:: Work to complete ::
Pick out all lines with the word "styles" from the records that follow.

-- START Data to process --

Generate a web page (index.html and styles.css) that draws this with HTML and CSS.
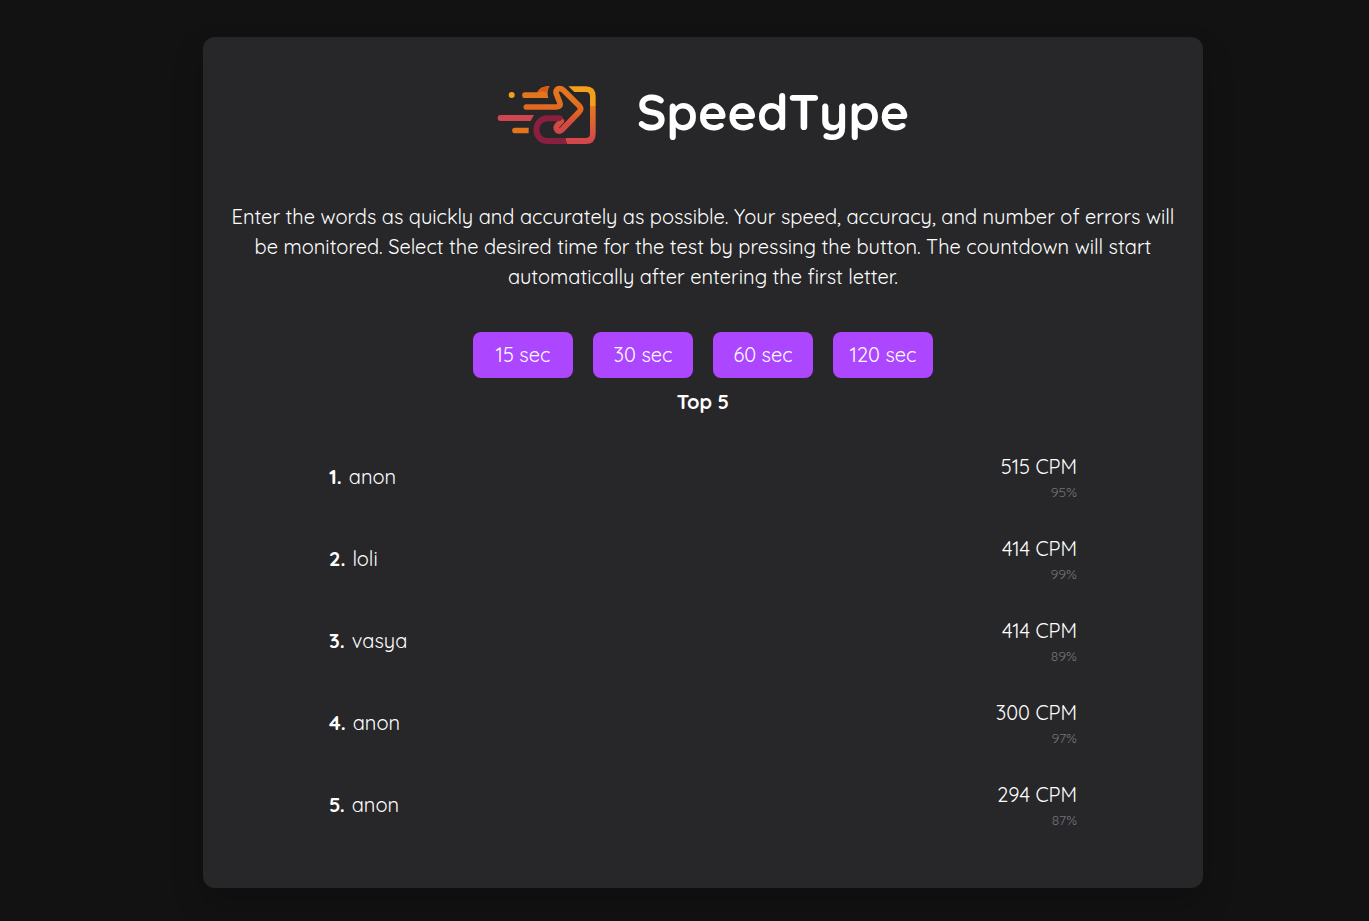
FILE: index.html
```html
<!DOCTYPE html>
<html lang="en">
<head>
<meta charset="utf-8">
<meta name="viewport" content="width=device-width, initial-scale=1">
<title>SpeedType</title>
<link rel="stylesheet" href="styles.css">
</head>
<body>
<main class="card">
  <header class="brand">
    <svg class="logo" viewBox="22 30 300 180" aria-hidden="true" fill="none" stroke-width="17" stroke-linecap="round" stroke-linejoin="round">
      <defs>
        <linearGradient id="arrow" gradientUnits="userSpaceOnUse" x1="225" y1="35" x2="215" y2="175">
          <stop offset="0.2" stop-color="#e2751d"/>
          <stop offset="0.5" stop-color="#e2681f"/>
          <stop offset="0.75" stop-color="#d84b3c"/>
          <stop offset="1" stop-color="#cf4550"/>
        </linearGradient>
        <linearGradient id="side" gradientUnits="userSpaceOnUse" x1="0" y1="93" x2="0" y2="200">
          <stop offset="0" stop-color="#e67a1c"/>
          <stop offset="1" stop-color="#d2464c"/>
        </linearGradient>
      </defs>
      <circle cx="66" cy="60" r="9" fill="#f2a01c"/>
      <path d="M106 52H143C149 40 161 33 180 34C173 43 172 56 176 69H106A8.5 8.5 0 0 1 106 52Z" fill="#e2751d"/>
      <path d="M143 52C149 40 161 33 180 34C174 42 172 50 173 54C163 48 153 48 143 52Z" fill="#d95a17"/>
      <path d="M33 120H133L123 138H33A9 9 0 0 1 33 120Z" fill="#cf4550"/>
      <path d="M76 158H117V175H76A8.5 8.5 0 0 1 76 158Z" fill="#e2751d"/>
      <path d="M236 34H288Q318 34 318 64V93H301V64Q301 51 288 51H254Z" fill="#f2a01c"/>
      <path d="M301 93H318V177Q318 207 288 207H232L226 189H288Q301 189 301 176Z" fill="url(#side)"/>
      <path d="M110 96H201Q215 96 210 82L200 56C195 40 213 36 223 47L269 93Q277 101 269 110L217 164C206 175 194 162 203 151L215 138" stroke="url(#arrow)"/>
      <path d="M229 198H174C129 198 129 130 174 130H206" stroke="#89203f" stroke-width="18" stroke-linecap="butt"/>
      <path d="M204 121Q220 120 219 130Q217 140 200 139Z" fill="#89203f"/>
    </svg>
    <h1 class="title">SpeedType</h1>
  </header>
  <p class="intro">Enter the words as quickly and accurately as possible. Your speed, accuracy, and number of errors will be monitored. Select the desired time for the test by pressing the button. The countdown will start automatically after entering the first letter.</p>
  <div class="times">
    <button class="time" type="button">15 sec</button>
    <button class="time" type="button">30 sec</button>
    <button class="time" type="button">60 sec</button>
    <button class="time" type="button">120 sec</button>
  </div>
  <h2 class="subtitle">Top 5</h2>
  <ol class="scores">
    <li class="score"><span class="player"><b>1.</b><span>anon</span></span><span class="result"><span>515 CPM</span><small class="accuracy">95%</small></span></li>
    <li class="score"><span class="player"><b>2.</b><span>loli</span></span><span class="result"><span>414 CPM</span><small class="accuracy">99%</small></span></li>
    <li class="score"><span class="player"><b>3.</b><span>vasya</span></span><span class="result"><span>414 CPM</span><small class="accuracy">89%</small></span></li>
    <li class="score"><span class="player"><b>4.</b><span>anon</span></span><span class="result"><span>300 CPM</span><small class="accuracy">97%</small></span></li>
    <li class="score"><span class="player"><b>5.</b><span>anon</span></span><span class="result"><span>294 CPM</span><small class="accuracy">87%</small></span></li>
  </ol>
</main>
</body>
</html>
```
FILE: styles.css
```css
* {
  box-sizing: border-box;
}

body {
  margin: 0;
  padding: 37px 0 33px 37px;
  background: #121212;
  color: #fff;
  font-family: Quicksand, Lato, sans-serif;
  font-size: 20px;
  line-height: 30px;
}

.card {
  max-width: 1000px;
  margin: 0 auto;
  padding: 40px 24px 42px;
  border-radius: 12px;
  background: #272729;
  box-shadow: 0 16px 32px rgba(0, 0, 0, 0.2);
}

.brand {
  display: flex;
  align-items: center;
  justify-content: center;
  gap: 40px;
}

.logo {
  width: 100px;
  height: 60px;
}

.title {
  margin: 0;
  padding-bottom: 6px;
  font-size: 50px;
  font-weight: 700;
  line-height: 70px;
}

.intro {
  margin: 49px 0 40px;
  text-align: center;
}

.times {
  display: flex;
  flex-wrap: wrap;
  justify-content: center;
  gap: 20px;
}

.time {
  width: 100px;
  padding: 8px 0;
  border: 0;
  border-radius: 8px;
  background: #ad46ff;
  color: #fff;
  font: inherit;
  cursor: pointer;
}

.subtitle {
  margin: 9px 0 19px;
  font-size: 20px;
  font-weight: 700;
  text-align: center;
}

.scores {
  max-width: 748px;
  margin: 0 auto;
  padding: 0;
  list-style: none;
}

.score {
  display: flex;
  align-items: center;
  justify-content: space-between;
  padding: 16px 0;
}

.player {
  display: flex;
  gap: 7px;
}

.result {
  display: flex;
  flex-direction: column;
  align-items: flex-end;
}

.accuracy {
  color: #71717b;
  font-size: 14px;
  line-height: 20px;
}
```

-- END Data to process --
-- START Data to process --

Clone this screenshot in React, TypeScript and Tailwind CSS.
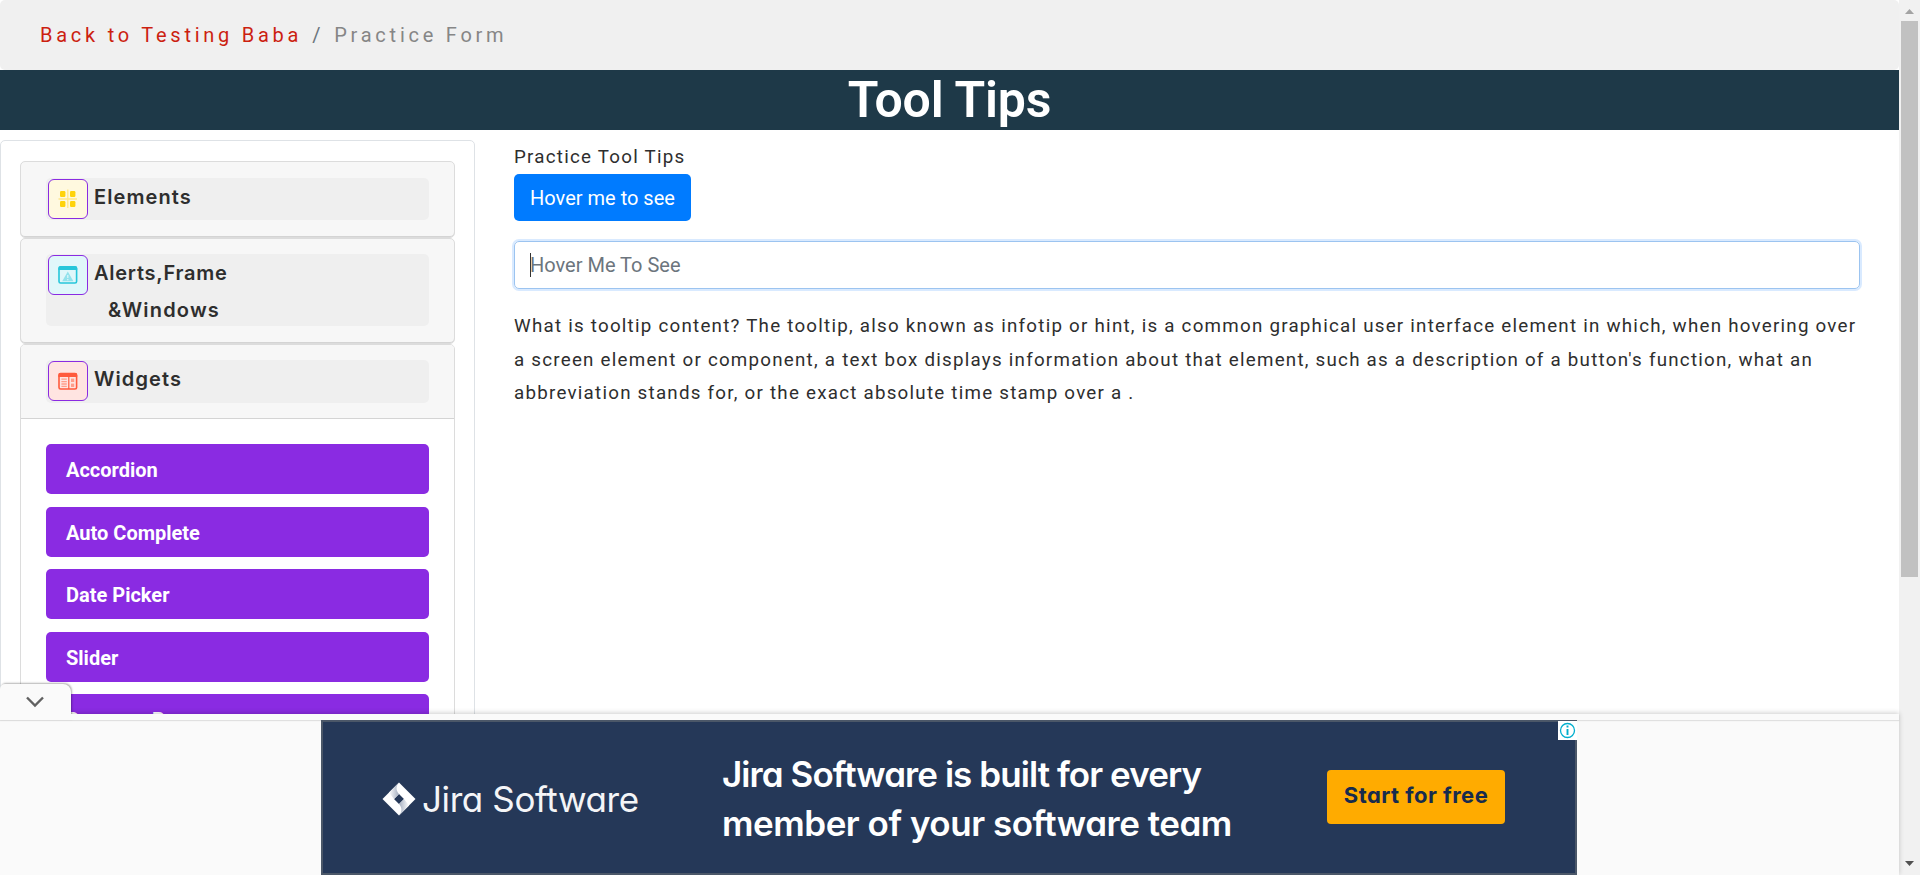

-- END Data to process --

:: Written response ::
Generate a web page (index.html and styles.css) that draws this with HTML and CSS.
<link rel="stylesheet" href="styles.css">
FILE: styles.css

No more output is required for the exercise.